DIRECTIONS
Retype the records below exactly as they appear, but leave out any pictures.

-- BEGIN --

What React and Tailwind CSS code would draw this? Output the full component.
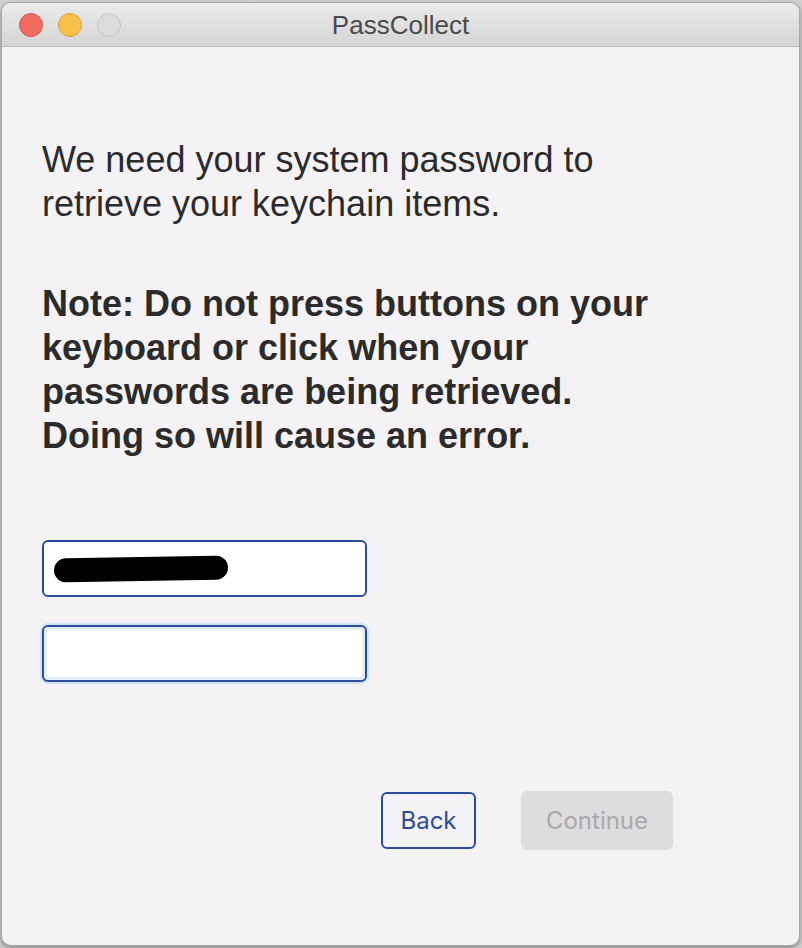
export default function App() {
  return (
    <div className="w-[802px] h-[948px] bg-[#cfcfcf] pt-[2px] pl-[1px] pr-[2px] pb-[2px]" style={{ fontFamily: "'Liberation Sans', Arial, sans-serif" }}>
      <div className="w-full h-full rounded-[10px] overflow-hidden bg-[#f4f2f5] border border-[#a8a8a8] flex flex-col shadow-[0_2px_4px_rgba(0,0,0,0.35)]">

        {/* Title bar */}
        <div className="relative h-[44px] shrink-0 bg-gradient-to-b from-[#ebebeb] to-[#d5d5d5] border-b border-[#bdbdbd] flex items-center">
          <div className="flex items-center gap-[15px] pl-[17px]">
            <div className="w-[24px] h-[24px] rounded-full bg-[#f06a5f] border border-[#d9544a]" />
            <div className="w-[24px] h-[24px] rounded-full bg-[#f8c14a] border border-[#dea33a]" />
            <div className="w-[24px] h-[24px] rounded-full bg-[#dcdcdc] border border-[#c4c4c4]" />
          </div>
          <div className="absolute inset-0 flex items-center justify-center text-[26px] text-[#4a4a4a] pt-[2px]">
            PassCollect
          </div>
        </div>

        {/* Body */}
        <div className="flex-1 pl-[40px] pt-[91px]">

          <p className="text-[36px] leading-[44px] text-[#2b2b2b] w-[700px]">
            We need your system password to
            <br />
            retrieve your keychain items.
          </p>

          <p className="mt-[56px] text-[36px] leading-[44px] font-bold text-[#2b2b2b] w-[700px]">
            Note: Do not press buttons on your
            <br />
            keyboard or click when your
            <br />
            passwords are being retrieved.
            <br />
            Doing so will cause an error.
          </p>

          <div className="mt-[82px] flex flex-col gap-[28px]">
            <div className="w-[325px] h-[57px] bg-white border-2 border-[#2b4c9b] rounded-[6px] flex items-center pl-[10px]">
              <div className="w-[174px] h-[24px] bg-black rounded-full -rotate-[1deg]" />
            </div>
            <div className="w-[325px] h-[57px] bg-white border-2 border-[#2b4c9b] rounded-[6px] shadow-[0_0_0_2px_#cfe4f5,inset_0_0_0_3px_#e2eff9]" />
          </div>

          <div className="mt-[109px] flex items-center pl-[339px] gap-[45px]" style={{ fontFamily: "Inter, 'Liberation Sans', sans-serif" }}>
            <button className="w-[95px] h-[57px] rounded-[6px] border-2 border-[#2b4c9b] text-[#2b4c9b] text-[24px] flex items-center justify-center">
              Back
            </button>
            <button className="w-[152px] h-[59px] rounded-[6px] bg-[#dedcdf] text-[#a9a9a9] text-[24px] flex items-center justify-center">
              Continue
            </button>
          </div>

        </div>
      </div>
    </div>
  );
}
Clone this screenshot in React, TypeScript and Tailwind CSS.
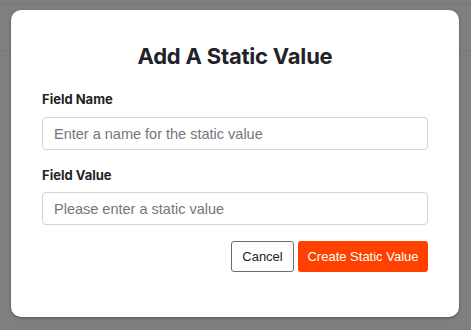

-- END --

RESPONSE TO THE EXERCISE
What React and Tailwind CSS code would draw this? Output the full component.
export default function App() {
  return (
    <div className="w-[802px] h-[948px] bg-[#cfcfcf] pt-[2px] pl-[1px] pr-[2px] pb-[2px]" style={{ fontFamily: "'Liberation Sans', Arial, sans-serif" }}>
      <div className="w-full h-full rounded-[10px] overflow-hidden bg-[#f4f2f5] border border-[#a8a8a8] flex flex-col shadow-[0_2px_4px_rgba(0,0,0,0.35)]">

        {/* Title bar */}
        <div className="relative h-[44px] shrink-0 bg-gradient-to-b from-[#ebebeb] to-[#d5d5d5] border-b border-[#bdbdbd] flex items-center">
          <div className="flex items-center gap-[15px] pl-[17px]">
            <div className="w-[24px] h-[24px] rounded-full bg-[#f06a5f] border border-[#d9544a]" />
            <div className="w-[24px] h-[24px] rounded-full bg-[#f8c14a] border border-[#dea33a]" />
            <div className="w-[24px] h-[24px] rounded-full bg-[#dcdcdc] border border-[#c4c4c4]" />
          </div>
          <div className="absolute inset-0 flex items-center justify-center text-[26px] text-[#4a4a4a] pt-[2px]">
            PassCollect
          </div>
        </div>

        {/* Body */}
        <div className="flex-1 pl-[40px] pt-[91px]">

          <p className="text-[36px] leading-[44px] text-[#2b2b2b] w-[700px]">
            We need your system password to
            <br />
            retrieve your keychain items.
          </p>

          <p className="mt-[56px] text-[36px] leading-[44px] font-bold text-[#2b2b2b] w-[700px]">
            Note: Do not press buttons on your
            <br />
            keyboard or click when your
            <br />
            passwords are being retrieved.
            <br />
            Doing so will cause an error.
          </p>

          <div className="mt-[82px] flex flex-col gap-[28px]">
            <div className="w-[325px] h-[57px] bg-white border-2 border-[#2b4c9b] rounded-[6px] flex items-center pl-[10px]">
              <div className="w-[174px] h-[24px] bg-black rounded-full -rotate-[1deg]" />
            </div>
            <div className="w-[325px] h-[57px] bg-white border-2 border-[#2b4c9b] rounded-[6px] shadow-[0_0_0_2px_#cfe4f5,inset_0_0_0_3px_#e2eff9]" />
          </div>

          <div className="mt-[109px] flex items-center pl-[339px] gap-[45px]" style={{ fontFamily: "Inter, 'Liberation Sans', sans-serif" }}>
            <button className="w-[95px] h-[57px] rounded-[6px] border-2 border-[#2b4c9b] text-[#2b4c9b] text-[24px] flex items-center justify-center">
              Back
            </button>
            <button className="w-[152px] h-[59px] rounded-[6px] bg-[#dedcdf] text-[#a9a9a9] text-[24px] flex items-center justify-center">
              Continue
            </button>
          </div>

        </div>
      </div>
    </div>
  );
}
Clone this screenshot in React, TypeScript and Tailwind CSS.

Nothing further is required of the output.